▶ _Problem_:
Look for the string "this" and copy every line that has it.

▶ _Data rows_:

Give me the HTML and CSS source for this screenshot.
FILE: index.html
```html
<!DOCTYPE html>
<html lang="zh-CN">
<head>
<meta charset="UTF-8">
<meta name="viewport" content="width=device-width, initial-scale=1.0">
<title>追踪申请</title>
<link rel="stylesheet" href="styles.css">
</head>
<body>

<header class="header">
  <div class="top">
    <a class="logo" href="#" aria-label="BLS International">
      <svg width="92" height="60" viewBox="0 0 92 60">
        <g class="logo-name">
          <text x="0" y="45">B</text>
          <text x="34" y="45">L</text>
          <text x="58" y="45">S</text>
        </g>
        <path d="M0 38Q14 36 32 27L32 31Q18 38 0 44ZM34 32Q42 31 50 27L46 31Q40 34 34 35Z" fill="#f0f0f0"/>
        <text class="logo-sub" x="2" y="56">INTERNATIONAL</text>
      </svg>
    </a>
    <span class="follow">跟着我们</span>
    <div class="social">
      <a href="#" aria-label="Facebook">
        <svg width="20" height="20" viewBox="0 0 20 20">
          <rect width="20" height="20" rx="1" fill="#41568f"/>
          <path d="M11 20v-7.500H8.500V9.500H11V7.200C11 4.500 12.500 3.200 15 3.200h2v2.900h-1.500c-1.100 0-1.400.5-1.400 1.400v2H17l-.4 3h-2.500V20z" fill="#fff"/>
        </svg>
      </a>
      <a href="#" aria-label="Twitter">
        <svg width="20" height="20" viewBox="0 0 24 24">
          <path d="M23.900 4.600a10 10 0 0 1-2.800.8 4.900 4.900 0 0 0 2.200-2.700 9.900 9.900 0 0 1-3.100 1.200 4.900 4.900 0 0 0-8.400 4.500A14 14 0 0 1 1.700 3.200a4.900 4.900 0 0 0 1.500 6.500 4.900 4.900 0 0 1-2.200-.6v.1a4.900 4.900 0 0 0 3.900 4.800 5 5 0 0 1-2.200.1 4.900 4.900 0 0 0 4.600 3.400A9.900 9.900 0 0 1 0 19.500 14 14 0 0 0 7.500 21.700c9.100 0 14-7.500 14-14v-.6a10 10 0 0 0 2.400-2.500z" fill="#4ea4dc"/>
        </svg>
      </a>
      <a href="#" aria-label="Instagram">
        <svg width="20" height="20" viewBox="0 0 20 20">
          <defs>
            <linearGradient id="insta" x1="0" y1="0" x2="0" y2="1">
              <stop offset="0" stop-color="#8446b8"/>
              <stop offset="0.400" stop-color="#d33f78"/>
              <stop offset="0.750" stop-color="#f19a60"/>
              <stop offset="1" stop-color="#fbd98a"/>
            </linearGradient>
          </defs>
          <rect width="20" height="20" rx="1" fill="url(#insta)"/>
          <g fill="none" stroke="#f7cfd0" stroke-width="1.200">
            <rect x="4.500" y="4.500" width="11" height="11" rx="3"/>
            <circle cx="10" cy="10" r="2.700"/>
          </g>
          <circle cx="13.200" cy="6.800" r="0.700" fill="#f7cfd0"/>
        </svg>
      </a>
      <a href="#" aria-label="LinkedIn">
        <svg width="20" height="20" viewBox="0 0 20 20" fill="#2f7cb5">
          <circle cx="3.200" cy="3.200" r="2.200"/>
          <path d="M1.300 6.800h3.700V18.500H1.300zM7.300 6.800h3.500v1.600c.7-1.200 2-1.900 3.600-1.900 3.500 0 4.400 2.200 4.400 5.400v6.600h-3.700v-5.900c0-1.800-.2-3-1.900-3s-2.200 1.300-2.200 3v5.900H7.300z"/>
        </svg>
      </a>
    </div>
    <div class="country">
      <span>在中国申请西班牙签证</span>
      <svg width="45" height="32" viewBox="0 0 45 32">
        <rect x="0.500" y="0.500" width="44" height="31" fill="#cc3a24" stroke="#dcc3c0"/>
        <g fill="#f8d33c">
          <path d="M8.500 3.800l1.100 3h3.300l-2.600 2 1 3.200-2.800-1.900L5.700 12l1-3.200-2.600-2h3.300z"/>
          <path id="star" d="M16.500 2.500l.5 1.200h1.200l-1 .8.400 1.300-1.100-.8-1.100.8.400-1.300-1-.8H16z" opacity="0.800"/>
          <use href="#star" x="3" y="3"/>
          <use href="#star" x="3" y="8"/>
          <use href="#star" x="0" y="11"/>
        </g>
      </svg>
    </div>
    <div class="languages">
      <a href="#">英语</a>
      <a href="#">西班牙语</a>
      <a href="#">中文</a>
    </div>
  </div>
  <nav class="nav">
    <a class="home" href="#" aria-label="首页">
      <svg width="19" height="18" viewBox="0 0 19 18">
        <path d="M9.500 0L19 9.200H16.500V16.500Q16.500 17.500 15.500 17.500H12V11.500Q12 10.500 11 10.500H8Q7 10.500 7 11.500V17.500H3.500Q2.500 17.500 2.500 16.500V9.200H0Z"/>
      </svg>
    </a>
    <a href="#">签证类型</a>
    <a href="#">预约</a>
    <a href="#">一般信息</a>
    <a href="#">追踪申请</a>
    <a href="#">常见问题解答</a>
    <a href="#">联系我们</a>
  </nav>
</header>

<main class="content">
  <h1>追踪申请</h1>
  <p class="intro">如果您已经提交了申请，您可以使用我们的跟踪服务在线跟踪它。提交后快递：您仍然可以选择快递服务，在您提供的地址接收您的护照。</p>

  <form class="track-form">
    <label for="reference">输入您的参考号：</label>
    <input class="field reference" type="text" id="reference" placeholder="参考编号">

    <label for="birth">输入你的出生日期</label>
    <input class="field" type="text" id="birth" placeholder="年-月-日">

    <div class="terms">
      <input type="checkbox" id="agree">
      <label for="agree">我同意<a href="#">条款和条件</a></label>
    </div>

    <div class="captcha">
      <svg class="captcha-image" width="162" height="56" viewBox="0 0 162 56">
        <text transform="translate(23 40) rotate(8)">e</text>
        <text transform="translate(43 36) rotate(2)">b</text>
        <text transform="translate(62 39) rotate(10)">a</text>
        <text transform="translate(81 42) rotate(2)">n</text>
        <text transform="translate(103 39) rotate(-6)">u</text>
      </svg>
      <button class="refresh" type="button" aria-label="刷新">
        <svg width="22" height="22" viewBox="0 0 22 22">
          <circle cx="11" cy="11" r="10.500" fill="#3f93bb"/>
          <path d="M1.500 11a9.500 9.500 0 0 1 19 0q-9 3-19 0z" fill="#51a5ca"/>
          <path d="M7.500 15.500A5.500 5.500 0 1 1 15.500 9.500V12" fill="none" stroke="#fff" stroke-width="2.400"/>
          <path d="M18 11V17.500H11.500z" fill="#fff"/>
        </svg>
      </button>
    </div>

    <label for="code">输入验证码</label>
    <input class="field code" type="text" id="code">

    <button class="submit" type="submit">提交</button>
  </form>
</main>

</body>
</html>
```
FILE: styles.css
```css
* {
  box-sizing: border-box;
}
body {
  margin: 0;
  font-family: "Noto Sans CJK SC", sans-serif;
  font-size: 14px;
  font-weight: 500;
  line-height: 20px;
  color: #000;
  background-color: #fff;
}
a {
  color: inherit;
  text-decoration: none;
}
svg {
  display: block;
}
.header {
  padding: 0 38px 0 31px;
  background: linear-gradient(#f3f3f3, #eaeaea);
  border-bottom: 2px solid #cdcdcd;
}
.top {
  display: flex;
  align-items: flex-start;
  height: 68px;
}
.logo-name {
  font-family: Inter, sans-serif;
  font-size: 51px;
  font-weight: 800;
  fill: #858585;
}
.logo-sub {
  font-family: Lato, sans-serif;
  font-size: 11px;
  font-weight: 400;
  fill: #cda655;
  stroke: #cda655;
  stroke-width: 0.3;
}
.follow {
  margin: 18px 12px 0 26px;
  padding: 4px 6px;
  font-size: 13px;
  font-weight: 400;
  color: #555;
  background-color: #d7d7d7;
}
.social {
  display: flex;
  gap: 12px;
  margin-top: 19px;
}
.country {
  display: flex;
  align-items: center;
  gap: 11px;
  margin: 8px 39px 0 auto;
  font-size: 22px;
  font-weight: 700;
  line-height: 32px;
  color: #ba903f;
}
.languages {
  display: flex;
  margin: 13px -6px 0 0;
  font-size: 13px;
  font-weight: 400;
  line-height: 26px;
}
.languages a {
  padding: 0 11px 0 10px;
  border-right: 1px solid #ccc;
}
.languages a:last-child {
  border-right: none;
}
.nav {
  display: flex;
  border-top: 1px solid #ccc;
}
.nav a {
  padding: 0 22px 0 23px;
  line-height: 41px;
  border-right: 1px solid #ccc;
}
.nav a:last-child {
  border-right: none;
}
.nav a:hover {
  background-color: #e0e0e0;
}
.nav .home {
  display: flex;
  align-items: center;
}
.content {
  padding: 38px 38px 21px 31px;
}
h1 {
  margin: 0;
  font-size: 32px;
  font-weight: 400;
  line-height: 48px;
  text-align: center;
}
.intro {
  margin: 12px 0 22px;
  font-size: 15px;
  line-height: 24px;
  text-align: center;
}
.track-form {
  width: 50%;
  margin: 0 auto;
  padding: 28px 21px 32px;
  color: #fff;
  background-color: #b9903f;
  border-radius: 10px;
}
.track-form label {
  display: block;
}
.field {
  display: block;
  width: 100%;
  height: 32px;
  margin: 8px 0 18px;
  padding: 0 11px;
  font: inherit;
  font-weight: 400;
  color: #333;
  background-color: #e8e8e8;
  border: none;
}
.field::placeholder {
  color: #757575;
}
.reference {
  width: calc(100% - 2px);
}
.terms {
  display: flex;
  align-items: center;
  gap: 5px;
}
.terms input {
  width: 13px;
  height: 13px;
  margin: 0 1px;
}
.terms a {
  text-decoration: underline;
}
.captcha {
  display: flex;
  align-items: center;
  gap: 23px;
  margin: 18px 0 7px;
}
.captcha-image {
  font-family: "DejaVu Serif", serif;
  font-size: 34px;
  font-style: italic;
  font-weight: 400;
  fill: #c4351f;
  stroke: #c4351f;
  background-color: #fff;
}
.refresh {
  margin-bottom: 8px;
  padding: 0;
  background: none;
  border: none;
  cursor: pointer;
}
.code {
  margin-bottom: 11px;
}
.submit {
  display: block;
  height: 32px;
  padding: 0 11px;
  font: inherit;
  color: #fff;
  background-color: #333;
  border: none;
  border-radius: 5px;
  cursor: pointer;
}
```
...
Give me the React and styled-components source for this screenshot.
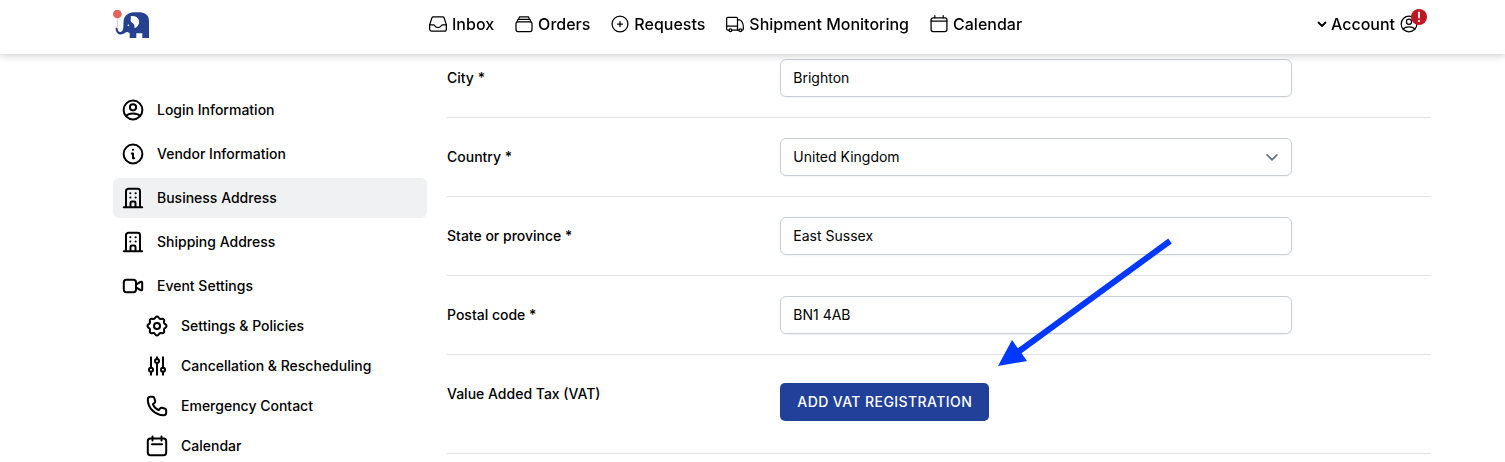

▶ _Result of the task_:
Give me the HTML and CSS source for this screenshot.
Give me the React and styled-components source for this screenshot.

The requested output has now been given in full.